This year, the International Advanced School on ESE (IASESE'08) focuses in two of these aspects that are much related: Replication and Aggregation. That is, how to aggregate the results to combine the findings of replications. The School will be formed of three parts:
For example, one set of replications might have found that testing technique A is more effective at detecting defects than technique B, whereas another set of replications might have found no differences between the two techniques. What evidence can be gathered from these results? There are many reasons for two replications producing contradictory results. The experimental methodology (measurement errors, factor control, randomization, masking, etc.) could be behind some, but contextual factors (project type, participants involved, application domain, etc.) could cause others.
Aggregation has been studied primarily in established experimental disciplines like medicine. The solution in these cases is to use meta-analysis [Cooper 94]. The introduction of meta-analysis as a method of aggregation completely revolutionized medical methodology. It prompted the appearance of "evidence-based medicine", which transformed medical practice [Straus 05]. In view of its success, it has been proposed that the procedures used in medicine should be transferred to ESE [Kitchenham 04]. These proposals (where aggregation is part of a process of systematic review) have been used successfully in the steps focusing on reviewing the characteristics of a set of experiments (as is the case of [Dyba 06] or [Hannay 07]).
Unfortunately, meta-analysis has two conditions that many SE experiments hardly meet: It requires a large number of replications; The experiment reports must describe certain parameters without which aggregation is impossible. Experimental practice in SE (being a relatively new and so immature discipline) is characterized by both a small number of replications and deficient experiment reporting. This reality prevents a broad use of meta-analysis as main method to aggregate experiments in ESE at present. In fact, most attempts at combination of SE experiments results using meta-analysis (for instance, [Miller 00] or [Pickard 98]), turned out to be impracticable, due either to differences in how the replications were run or to missing information because of poor experiment reporting. In other words, the attempts at aggregation carried out using meta-analysis confirm the need to envisage other better suited techniques.
Fortunately, SE is not the only discipline where the concepts of meta-analysis used in medicine are not applicable. Disciplines like ecology or the social sciences have developed their own special procedures of aggregation that are less stringent than meta-analysis. However, as the procedure of aggregation requires less information, the findings are also less precise. This means that the use of less sophisticated techniques than meta-analysis has a cost in terms of the reliability of the findings. However, it is better to have a finding, even if it is less reliable, for decision making than to have nothing to go on at all.

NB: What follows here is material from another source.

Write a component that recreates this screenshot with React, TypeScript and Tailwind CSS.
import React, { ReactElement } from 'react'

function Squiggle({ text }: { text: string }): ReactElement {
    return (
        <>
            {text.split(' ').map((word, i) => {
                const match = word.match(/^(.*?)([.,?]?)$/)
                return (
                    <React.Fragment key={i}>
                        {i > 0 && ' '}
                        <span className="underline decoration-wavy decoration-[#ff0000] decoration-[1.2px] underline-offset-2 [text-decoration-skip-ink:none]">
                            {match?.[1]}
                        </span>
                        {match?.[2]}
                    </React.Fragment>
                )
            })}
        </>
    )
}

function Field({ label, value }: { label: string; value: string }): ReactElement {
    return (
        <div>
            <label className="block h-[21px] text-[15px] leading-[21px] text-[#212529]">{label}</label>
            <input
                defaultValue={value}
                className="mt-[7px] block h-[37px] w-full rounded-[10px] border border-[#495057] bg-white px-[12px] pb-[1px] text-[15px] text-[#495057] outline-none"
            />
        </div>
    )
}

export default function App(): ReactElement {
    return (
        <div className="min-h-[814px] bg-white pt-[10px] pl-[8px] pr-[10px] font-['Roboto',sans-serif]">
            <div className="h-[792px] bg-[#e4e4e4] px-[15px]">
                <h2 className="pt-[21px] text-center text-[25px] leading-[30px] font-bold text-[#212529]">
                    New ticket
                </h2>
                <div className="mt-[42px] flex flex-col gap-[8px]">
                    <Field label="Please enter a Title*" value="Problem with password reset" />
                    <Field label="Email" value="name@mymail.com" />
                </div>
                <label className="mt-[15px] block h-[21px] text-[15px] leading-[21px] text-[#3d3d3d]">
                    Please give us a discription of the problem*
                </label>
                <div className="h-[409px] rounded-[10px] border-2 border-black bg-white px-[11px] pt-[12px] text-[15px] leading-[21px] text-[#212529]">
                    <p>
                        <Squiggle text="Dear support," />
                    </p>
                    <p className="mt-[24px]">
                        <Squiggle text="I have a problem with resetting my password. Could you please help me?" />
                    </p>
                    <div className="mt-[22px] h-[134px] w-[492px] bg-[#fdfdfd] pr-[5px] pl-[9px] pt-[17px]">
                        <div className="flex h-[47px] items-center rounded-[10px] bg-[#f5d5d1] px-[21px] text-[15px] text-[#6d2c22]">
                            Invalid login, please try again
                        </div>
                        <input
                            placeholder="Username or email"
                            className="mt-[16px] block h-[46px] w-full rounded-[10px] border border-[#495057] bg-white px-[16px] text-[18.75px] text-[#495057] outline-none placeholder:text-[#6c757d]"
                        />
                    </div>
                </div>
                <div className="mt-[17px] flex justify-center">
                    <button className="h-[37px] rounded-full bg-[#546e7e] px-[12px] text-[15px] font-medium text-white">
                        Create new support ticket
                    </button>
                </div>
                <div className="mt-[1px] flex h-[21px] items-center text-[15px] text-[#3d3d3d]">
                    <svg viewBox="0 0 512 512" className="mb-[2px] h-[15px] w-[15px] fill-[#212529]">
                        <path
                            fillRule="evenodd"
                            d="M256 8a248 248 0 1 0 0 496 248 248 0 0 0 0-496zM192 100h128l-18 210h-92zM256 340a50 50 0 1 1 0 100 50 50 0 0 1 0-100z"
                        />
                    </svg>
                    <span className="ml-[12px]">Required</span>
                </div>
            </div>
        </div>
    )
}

Replication is still not deeply understood in ESE. The context of a SE experiment is extremely complex because there are so many variables involved in the phenomenon under study and because software development (and, hence, software experiments) involves human beings. To replicate ESE experiments, not only do you need to know what techniques they examined, but also how the subjects applied the technique, how the subjects were taught, what previous knowledge the subjects had, as well as a host of other details. Because of these difficulties it is still almost impossible to get an exact replication of a SE experiment if it is run in other setting by other researchers. This lack of exact replications makes traditional aggregation methods hard to apply and very often these inexact replications have been considered failed and useless.
It is difficult to predict beforehand the many factors that can alter the experiment results in a trial of an exact replication. For example, the effectiveness of a testing technique could depend on the time between when it was taught and when the experiment was run. Many other a priori unidentifiable variables like this can alter the experimental context, leading to inconsistent results from one replication to another.

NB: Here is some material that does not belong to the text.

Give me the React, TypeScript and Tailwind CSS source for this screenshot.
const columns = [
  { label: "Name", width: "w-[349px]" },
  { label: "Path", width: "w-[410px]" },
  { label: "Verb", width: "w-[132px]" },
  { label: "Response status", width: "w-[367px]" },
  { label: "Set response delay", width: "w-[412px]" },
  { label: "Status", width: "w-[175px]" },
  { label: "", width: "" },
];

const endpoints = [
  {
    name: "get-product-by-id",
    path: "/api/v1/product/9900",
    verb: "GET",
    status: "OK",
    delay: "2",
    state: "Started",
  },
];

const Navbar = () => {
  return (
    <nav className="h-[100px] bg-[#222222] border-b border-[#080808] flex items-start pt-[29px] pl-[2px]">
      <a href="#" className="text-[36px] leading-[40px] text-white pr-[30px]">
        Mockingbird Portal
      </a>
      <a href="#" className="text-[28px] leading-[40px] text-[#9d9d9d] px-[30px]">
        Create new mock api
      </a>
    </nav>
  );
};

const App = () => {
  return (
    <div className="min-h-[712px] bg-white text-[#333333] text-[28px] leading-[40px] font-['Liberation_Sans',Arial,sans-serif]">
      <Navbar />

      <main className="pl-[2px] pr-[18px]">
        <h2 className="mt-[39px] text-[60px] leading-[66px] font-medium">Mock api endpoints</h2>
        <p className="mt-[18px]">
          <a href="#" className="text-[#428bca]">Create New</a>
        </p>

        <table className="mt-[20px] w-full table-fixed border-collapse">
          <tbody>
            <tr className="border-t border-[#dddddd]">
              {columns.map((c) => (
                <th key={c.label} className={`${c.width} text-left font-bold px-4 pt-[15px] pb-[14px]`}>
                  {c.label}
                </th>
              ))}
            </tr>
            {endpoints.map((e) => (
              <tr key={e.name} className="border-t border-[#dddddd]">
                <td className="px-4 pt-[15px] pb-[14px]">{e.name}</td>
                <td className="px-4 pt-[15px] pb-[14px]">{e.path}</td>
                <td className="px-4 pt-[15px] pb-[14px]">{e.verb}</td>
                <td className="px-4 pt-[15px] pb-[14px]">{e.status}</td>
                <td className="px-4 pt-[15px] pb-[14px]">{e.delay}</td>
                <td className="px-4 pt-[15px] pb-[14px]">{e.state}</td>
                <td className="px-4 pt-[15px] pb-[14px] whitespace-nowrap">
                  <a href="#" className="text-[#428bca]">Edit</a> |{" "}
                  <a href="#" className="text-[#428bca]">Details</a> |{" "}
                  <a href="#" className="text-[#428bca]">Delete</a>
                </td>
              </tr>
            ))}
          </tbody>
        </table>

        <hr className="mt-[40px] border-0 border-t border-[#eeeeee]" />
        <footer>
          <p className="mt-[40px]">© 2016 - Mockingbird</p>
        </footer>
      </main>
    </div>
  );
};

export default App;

The difficulty of controlling the context is not confined to SE, and other experimental disciplines face similar problems. To successfully replicate ESE experiments, it is necessary to move away from the concept of replication applied in the natural sciences and envisage approaches from other less strict experimental disciplines. In those disciplines, replication is considered to be the repetition of an experiment by other researchers in other environments with other samples in an attempt to reproduce an experiment as closest as possible [Judd 91].
Replications do not necessarily have to be exact copies of the original experiment, but fairly accurate adaptations. But the results will be aggregated differently depending on how close the replications turn out: incoherent results can provide an understanding of the robustness of the results as well as insight into what variables are behind the differences in the results. If the results of the replications are inconsistent, during aggregation the reasons for the inconsistencies should be analysed to discover new biasing variables. This will generate pieces of knowledge that specify the circumstances under which that knowledge is applicable.
Going back to the testing techniques example: identify that the time between when the technique was taught and when it was applied differed from one replication to the other; conjecture why the time between teaching and application might bias technique effectiveness; and run new experiments (or use other existing replications where that condition differ) to understand what impact it has.
So, by aggregating replications that tried to be exact but they turned out differentiated, it is possible to discover new knowledge. But a thorough analysis should be conducted of the details of all conditions that changed in an endeavour to discover new biasing variables. The traditional aggregation methods do not support this kind of analysis. Other types of methods to combine replications results are to be used.